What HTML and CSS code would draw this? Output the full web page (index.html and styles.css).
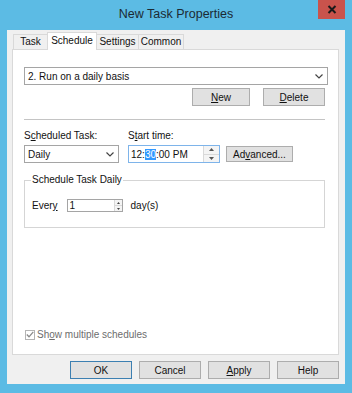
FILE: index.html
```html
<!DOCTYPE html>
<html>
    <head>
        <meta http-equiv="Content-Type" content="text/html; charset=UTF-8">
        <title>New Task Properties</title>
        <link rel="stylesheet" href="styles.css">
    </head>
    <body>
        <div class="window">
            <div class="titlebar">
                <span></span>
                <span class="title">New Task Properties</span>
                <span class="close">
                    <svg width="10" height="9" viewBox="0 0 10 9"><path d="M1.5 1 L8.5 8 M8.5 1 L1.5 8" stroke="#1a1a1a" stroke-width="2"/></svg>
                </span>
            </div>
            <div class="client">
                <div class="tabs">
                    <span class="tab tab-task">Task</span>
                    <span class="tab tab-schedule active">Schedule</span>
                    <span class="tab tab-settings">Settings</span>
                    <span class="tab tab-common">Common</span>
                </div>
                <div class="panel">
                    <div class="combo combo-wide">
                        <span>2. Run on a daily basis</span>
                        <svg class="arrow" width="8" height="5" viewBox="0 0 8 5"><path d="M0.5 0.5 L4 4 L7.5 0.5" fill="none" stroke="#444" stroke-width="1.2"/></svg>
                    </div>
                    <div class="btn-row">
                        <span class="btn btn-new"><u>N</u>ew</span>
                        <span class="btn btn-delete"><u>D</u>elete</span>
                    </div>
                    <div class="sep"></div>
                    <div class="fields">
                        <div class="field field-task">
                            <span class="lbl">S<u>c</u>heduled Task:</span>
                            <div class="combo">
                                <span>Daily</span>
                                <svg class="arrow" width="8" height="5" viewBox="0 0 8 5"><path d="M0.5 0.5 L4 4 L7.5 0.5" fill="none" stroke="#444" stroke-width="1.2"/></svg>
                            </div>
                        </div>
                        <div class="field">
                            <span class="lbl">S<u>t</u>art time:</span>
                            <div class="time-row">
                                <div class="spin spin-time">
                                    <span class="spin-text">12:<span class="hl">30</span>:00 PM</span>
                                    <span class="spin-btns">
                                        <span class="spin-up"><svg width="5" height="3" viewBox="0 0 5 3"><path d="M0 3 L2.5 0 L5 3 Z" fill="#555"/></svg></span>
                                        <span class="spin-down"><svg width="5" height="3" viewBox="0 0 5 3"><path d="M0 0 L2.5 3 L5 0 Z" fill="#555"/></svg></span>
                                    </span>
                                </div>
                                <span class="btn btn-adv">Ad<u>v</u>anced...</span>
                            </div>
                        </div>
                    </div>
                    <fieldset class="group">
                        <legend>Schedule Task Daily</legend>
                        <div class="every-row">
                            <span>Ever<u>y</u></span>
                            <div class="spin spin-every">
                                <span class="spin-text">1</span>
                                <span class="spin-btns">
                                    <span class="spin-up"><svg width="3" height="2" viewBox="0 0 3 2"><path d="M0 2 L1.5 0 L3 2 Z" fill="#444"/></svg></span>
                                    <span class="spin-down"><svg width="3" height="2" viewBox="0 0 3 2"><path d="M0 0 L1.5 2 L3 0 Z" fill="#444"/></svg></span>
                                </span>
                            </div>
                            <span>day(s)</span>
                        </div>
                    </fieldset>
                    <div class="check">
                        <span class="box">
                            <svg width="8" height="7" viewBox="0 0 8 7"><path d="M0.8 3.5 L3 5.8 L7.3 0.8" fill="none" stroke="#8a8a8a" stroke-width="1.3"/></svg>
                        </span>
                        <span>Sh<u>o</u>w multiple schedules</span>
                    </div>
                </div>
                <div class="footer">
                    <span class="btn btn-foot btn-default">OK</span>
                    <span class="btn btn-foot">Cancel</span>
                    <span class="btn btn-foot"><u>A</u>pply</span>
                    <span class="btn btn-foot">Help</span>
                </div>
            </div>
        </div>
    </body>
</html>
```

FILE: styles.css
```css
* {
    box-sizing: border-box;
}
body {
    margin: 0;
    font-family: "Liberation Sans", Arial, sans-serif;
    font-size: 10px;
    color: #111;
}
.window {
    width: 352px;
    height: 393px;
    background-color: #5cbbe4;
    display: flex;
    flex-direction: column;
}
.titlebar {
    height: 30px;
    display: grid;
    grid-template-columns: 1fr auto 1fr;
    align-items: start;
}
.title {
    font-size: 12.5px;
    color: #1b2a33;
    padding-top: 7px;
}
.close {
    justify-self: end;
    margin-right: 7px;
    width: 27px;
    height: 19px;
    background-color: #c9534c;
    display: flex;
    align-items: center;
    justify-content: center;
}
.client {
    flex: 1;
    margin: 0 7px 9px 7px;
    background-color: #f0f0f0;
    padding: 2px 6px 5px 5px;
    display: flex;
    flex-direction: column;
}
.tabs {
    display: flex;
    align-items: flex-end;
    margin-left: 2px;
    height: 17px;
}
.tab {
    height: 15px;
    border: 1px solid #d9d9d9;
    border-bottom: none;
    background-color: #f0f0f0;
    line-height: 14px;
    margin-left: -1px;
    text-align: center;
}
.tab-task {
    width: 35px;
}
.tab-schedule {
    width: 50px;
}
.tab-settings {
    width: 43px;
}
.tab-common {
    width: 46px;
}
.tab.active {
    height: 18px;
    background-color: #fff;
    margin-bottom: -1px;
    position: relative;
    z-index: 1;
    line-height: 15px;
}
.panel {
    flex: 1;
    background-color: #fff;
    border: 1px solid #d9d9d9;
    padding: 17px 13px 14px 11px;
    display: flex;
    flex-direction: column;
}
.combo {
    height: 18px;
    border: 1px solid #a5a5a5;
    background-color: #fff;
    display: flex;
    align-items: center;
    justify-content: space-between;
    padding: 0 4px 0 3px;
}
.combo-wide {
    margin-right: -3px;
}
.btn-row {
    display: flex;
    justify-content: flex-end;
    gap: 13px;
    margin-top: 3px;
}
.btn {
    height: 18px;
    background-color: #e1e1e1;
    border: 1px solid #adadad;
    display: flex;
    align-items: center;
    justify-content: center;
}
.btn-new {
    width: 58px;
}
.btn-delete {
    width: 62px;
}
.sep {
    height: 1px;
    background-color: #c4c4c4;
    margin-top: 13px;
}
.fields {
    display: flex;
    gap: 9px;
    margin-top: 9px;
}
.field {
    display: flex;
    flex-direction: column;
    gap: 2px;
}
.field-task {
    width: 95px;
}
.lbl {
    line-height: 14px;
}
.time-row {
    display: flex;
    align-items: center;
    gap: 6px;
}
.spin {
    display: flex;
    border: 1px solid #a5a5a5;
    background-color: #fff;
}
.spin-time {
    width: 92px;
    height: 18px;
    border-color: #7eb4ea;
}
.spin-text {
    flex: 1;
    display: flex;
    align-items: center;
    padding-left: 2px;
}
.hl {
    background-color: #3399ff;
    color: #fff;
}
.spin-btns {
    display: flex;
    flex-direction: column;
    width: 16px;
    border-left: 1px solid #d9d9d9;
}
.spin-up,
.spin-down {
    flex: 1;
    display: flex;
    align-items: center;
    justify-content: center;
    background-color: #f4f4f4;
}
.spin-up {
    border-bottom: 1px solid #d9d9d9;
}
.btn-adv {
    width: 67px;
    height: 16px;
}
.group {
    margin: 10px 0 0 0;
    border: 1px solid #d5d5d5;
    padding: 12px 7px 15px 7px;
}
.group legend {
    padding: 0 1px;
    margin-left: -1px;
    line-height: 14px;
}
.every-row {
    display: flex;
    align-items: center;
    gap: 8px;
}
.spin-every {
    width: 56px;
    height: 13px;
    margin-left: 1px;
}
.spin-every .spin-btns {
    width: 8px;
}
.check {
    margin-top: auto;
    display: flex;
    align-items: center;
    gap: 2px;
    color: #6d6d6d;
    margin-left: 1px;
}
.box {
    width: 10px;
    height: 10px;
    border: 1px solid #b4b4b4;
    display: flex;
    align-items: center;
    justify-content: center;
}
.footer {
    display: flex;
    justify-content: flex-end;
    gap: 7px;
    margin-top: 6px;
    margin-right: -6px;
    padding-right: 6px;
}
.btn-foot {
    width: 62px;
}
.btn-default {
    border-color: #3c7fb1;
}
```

## What you should do
Find all lines with "index" in them and copy each one.

## Final result
What HTML and CSS code would draw this? Output the full web page (index.html and styles.css).
FILE: index.html
    z-index: 1;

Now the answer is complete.